╭─ Stored data

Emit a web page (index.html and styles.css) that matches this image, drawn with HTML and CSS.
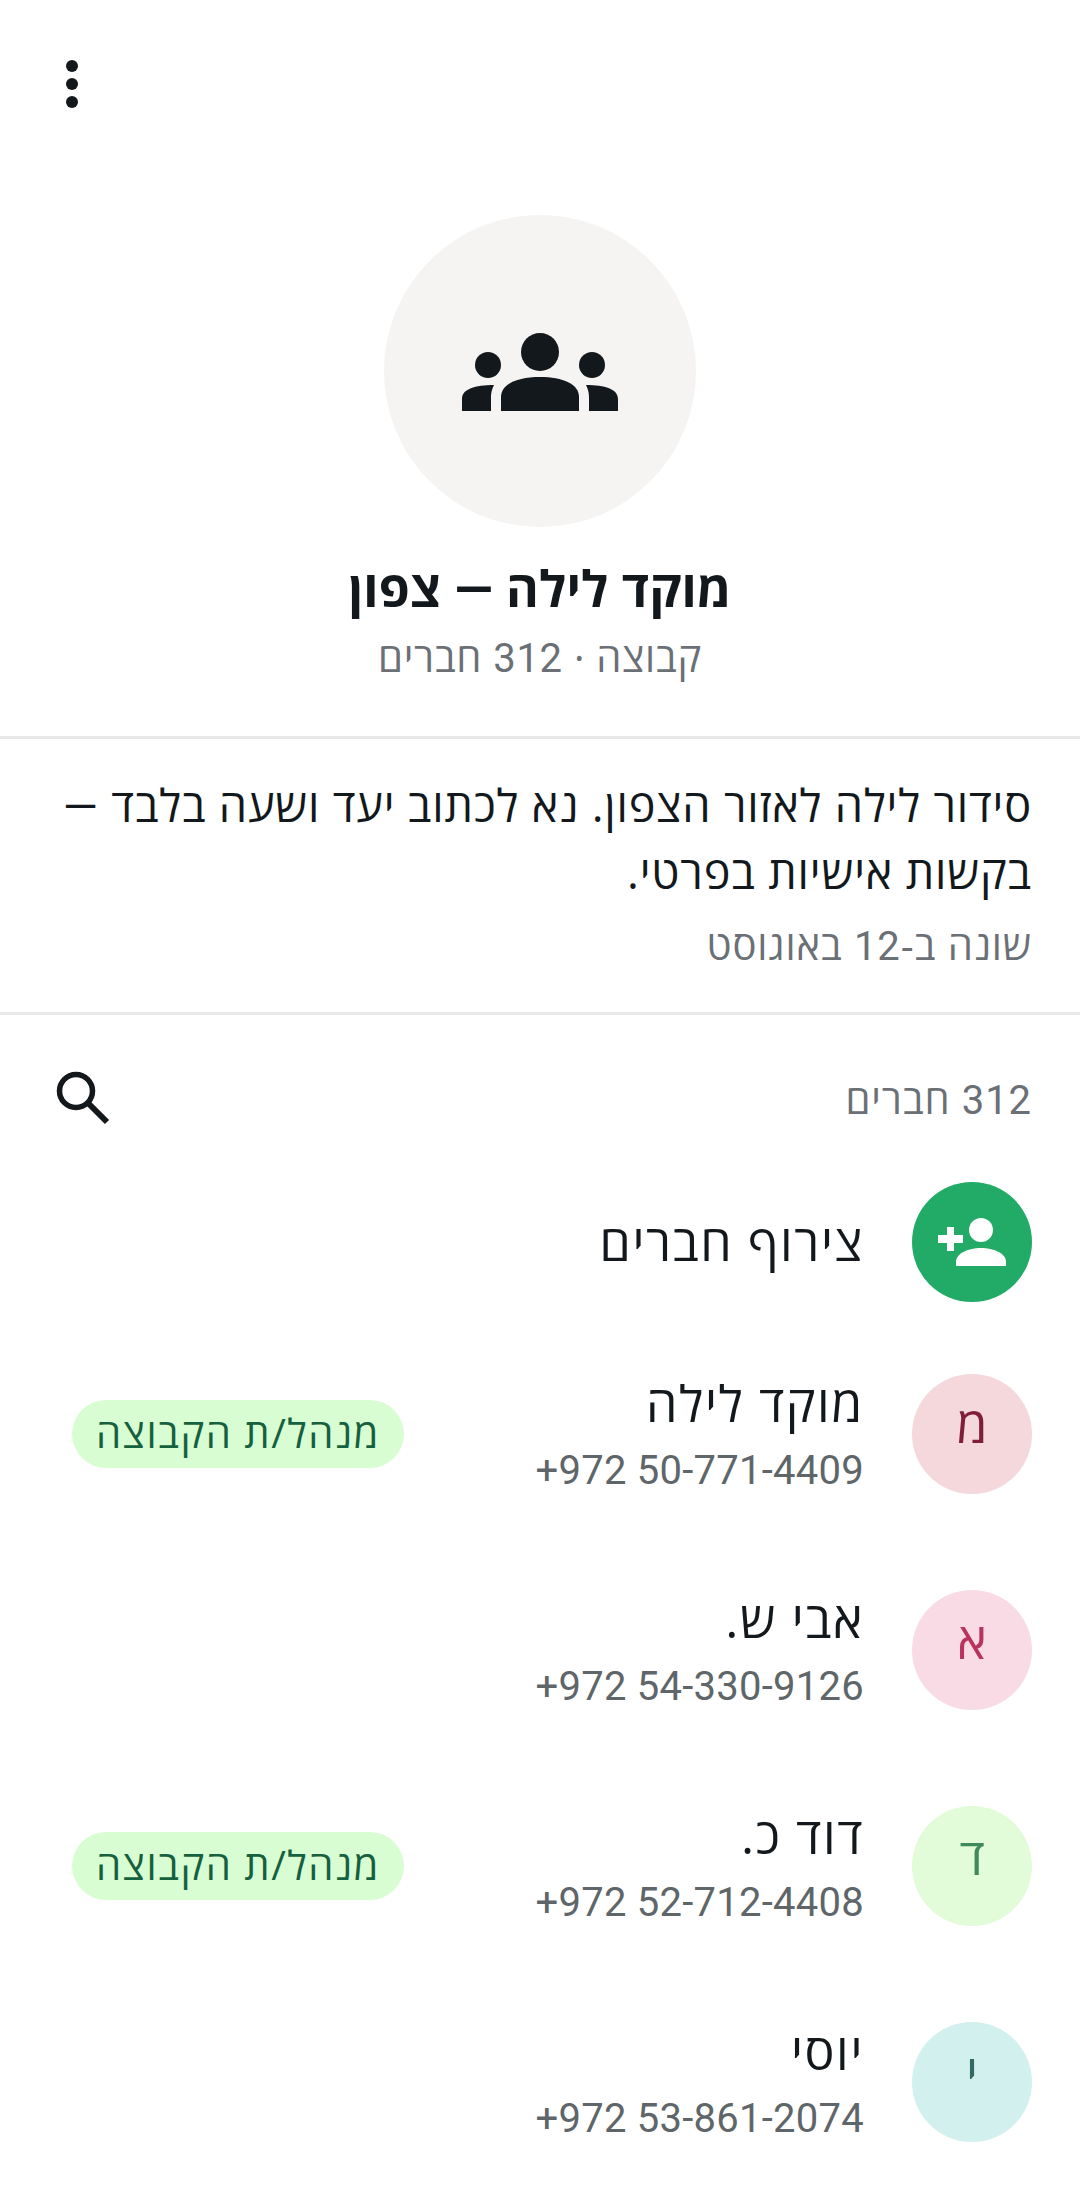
FILE: index.html
```html
<!DOCTYPE html>
<html lang="he" dir="rtl">
<head>
  <meta charset="UTF-8" />
  <meta name="viewport" content="width=device-width, initial-scale=1.0"/>
  <title>מוקד לילה — צפון</title>
  <link rel="stylesheet" href="styles.css">
</head>
<body>
  <div class="topbar">
    <svg class="kebab" width="12" height="48" viewBox="0 0 12 48"><circle cx="6" cy="6" r="6"/><circle cx="6" cy="24" r="6"/><circle cx="6" cy="42" r="6"/></svg>
  </div>

  <div class="profile">
    <div class="group-avatar">
      <svg width="156" height="78" viewBox="0 0 156 78">
        <circle cx="78" cy="19" r="19"/>
        <circle cx="26" cy="32" r="13"/>
        <circle cx="130" cy="32" r="13"/>
        <path d="M39 78V64C39 51 55 44 78 44S117 51 117 64V78Z"/>
        <path d="M0 78V66C0 56 13 52 32 52C29 58 29 62 29 66V78Z"/>
        <path d="M156 78V66C156 56 143 52 124 52C127 58 127 62 127 66V78Z"/>
      </svg>
    </div>
    <h1 class="group-name">מוקד לילה <span class="num">—</span> צפון</h1>
    <div class="group-meta">קבוצה · <span class="num">312</span> חברים</div>
  </div>

  <div class="about">
    <p>סידור לילה לאזור הצפון. נא לכתוב יעד ושעה בלבד <span class="num">—</span> בקשות אישיות בפרטי.</p>
    <div class="changed">שונה ב-<span class="num">12</span> באוגוסט</div>
  </div>

  <div class="members">
    <div class="members-head">
      <span><span class="num">312</span> חברים</span>
      <svg class="search" width="56" height="56" viewBox="0 0 56 56" fill="none" stroke="#12181c"><circle cx="22" cy="22" r="16.5" stroke-width="5.5"/><path d="M34.5 34.5L53 53" stroke-width="6"/></svg>
    </div>

    <div class="row join">
      <div class="avatar green">
        <svg width="68" height="48" viewBox="0 0 68 48" fill="#fff">
          <circle cx="43" cy="12" r="12"/>
          <path d="M18 48V44C18 35 31 30 43 30S68 35 68 44V48Z"/>
          <path d="M9 9H16V17H25V25H16V33H9V25H0V17H9Z"/>
        </svg>
      </div>
      <div class="name">צירוף חברים</div>
    </div>

    <div class="row member">
      <div class="avatar red">מ</div>
      <div class="info">
        <div class="name">מוקד לילה</div>
        <div class="phone" dir="ltr">+972 50-771-4409</div>
      </div>
      <span class="pill">מנהל/ת הקבוצה</span>
    </div>

    <div class="row member">
      <div class="avatar pink">א</div>
      <div class="info">
        <div class="name">אבי ש.</div>
        <div class="phone" dir="ltr">+972 54-330-9126</div>
      </div>
    </div>

    <div class="row member">
      <div class="avatar lime">ד</div>
      <div class="info">
        <div class="name">דוד כ.</div>
        <div class="phone" dir="ltr">+972 52-712-4408</div>
      </div>
      <span class="pill">מנהל/ת הקבוצה</span>
    </div>

    <div class="row member">
      <div class="avatar teal">י</div>
      <div class="info">
        <div class="name">יוסי</div>
        <div class="phone" dir="ltr">+972 53-861-2074</div>
      </div>
    </div>
  </div>
</body>
</html>
```

FILE: styles.css
```css
html, body {
  height: 2208px;
  overflow: hidden;
}

body {
  margin: 0;
  background: #fff;
  color: #12181c;
  font-family: "Open Sans", "Liberation Sans", sans-serif;
}

.num {
  font-family: Roboto, sans-serif;
}

.topbar {
  height: 215px;
  box-sizing: border-box;
  padding: 60px 66px 0;
  display: flex;
  justify-content: flex-end;
  align-items: flex-start;
}

.kebab {
  fill: #12181c;
}

.profile {
  height: 521px;
  box-sizing: border-box;
  display: flex;
  flex-direction: column;
  align-items: center;
}

.group-avatar {
  width: 312px;
  height: 312px;
  border-radius: 50%;
  background: #f5f4f2;
  display: flex;
  align-items: center;
  justify-content: center;
  fill: #12181c;
}

.group-avatar svg {
  margin-top: 2px;
}

.group-name {
  margin: 31px 0 0;
  font-size: 50px;
  line-height: 60px;
  font-weight: 700;
  letter-spacing: 0.2px;
}

.group-meta {
  margin-top: 12px;
  font-size: 40px;
  line-height: 50px;
  letter-spacing: 0.7px;
  color: #6a7075;
}

.about {
  height: 279px;
  box-sizing: border-box;
  border-top: 3px solid #e8e8e8;
  border-bottom: 3px solid #e8e8e8;
  padding: 33px 48px 0;
}

.about p {
  margin: 0;
  font-size: 45px;
  line-height: 65px;
  letter-spacing: 0.85px;
}

.changed {
  margin-top: 16px;
  font-size: 40px;
  line-height: 50px;
  letter-spacing: 0.9px;
  color: #6a7075;
}

.members-head {
  height: 167px;
  box-sizing: border-box;
  padding: 0 48px 0 54px;
  display: flex;
  justify-content: space-between;
  align-items: center;
  font-size: 40px;
  letter-spacing: 0.9px;
  color: #6a7075;
}

.search {
  margin-bottom: 4px;
}

.row {
  display: flex;
  align-items: center;
  padding: 0 48px 0 72px;
  gap: 48px;
}

.join {
  height: 120px;
  margin-bottom: 24px;
}

.member {
  height: 216px;
}

.avatar {
  width: 120px;
  height: 120px;
  box-sizing: border-box;
  padding-bottom: 20px;
  flex: none;
  border-radius: 50%;
  display: flex;
  align-items: center;
  justify-content: center;
  font-size: 50px;
}

.green { background: #21ab66; padding-bottom: 0; }
.red { background: #f4d8dc; color: #7f1d3a; }
.pink { background: #f9dbe6; color: #b8345f; }
.lime { background: #e2fbd8; color: #3f8a5c; }
.teal { background: #d2f0ed; color: #2f6b63; }

.info {
  flex: 1;
}

.name {
  font-size: 50px;
  line-height: 60px;
  letter-spacing: 1.6px;
}

.phone {
  margin-top: 13px;
  font-family: Roboto, sans-serif;
  font-size: 40px;
  line-height: 50px;
  letter-spacing: 0.25px;
  color: #5f6669;
  text-align: right;
}

.pill {
  height: 68px;
  box-sizing: border-box;
  padding: 0 24px;
  border-radius: 34px;
  background: #d9fdd3;
  color: #15603e;
  font-size: 40px;
  line-height: 66px;
  letter-spacing: 1.5px;
}
```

╰─

▸ **What is asked**
Pick out all lines containing the string "styles".

▸ **Result**
Emit a web page (index.html and styles.css) that matches this image, drawn with HTML and CSS.
  <link rel="stylesheet" href="styles.css">
FILE: styles.css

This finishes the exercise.